In our case we performed EER movies integration using MotionCor2 utilities, than we used IMOD-based patch-tracking in order to align this fiducial-less data set with the following CTF-estimation and correction and IMOD-based reconstruction. Finally, we used Dynamo-based template matching to pick particles.
Note on StA part Further StA processing happened outside of the TomoBEAR pipeline because of the tools used and a lot of manual intervention needed to accurately process this data set at the StA processing stage, for details see our preprint: Balyschew N, Yushkevich A, Mikirtumov V, Sanchez RM, Sprink T, Kudryashev M. Streamlined Structure Determination by Cryo-Electron Tomography and Subtomogram Averaging using TomoBEAR. [Preprint] 2023. bioRxiv doi: 10.1101/2023.01.10.523437
In the TomoBEAR
source code folder you will find a subfolder tutorials/empiar11306_ribo_pfib
containing the following files:
-
empiar11306_download.sh
- bash script to download raw data and gain files; -
empiar11306_imod_config.json
- configuration file to process this dataset with TomoBEAR using IMOD patch-tracking for fiducial-less tilt-series alignment; -
empiar11306_aretomo_config.json
- an alternative configuration file to process this dataset with TomoBEAR using AreTomo for fiducial-less tilt-series alignment; -
empiar11306_isonet_model_config.json
- an additional group of configuration sections to perform missing wedge reconstruction and denoising (including pre-processing, training and prediction) using IsoNet; -
empiar11306_TM_steps_config.json
- an additional group of configuration sections to perform template matching on this dataset.
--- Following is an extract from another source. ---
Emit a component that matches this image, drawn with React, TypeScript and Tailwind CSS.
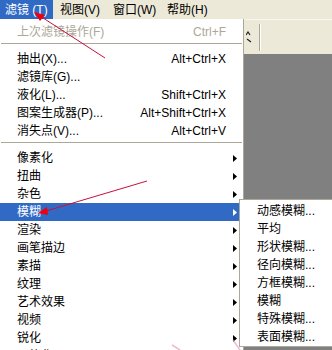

This file describes the processing pipeline which should be setup by TomoBEAR
to process the suggested for this exercise data set.
Using the outlined approach we were able to achieve 6.2Å in resolution with ~18.3k final particles. The resolution from the original publication by authors of this data set reached 4.9Å. We suggest you to try to process this challenging data set, starting from the example configuration file given below. We find it as a useful exercise for both novice and advanced TomoBEAR users to improve the suggested workflow template to achieve better resolution.